** begin **
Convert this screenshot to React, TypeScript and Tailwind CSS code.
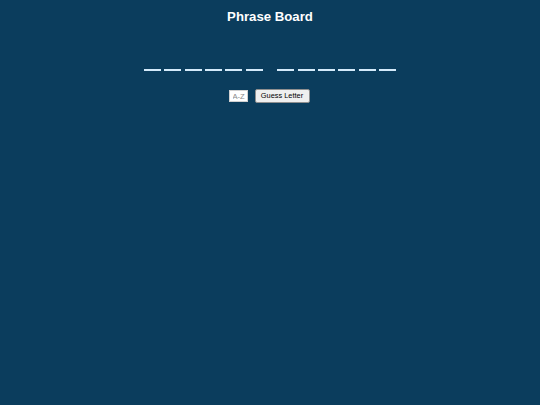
import React from "react";

const words = [6, 6];

export default function App() {
  return (
    <div className="w-[540px] h-[405px] bg-[#0b3d5d] flex flex-col items-center font-['Liberation_Sans',Arial,sans-serif]">
      <h1 className="mt-[9px] h-[15px] leading-[15px] text-[13.2px] font-bold text-white">Phrase Board</h1>
      <div className="mt-[45px] flex gap-[14.6px]">
        {words.map((n, wi) => (
          <div key={wi} className="flex gap-[3.4px]">
            {Array.from({ length: n }).map((_, i) => (
              <div key={i} className="w-[17px] h-[2px] bg-[#d4eafa]" />
            ))}
          </div>
        ))}
      </div>
      <div className="mt-[18px] flex items-center gap-[7px] mr-[2px]">
        <input
          placeholder="A-Z"
          className="w-[19px] h-[12px] bg-white border border-[#d0d0d0] text-[7.6px] leading-[10px] pl-[3px] pr-0 text-left placeholder:text-[#8a8a8a] outline-none"
        />
        <button className="h-[14px] w-[55px] bg-[#efefef] border border-[#8f8f8f] rounded-[2px] text-[7.4px] leading-[12px] text-black">
          Guess Letter
        </button>
      </div>
    </div>
  );
}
** end **
Find the lines that include the string "React", then copy each of them.

» **Answer for this exercise**:
Convert this screenshot to React, TypeScript and Tailwind CSS code.
import React from "react";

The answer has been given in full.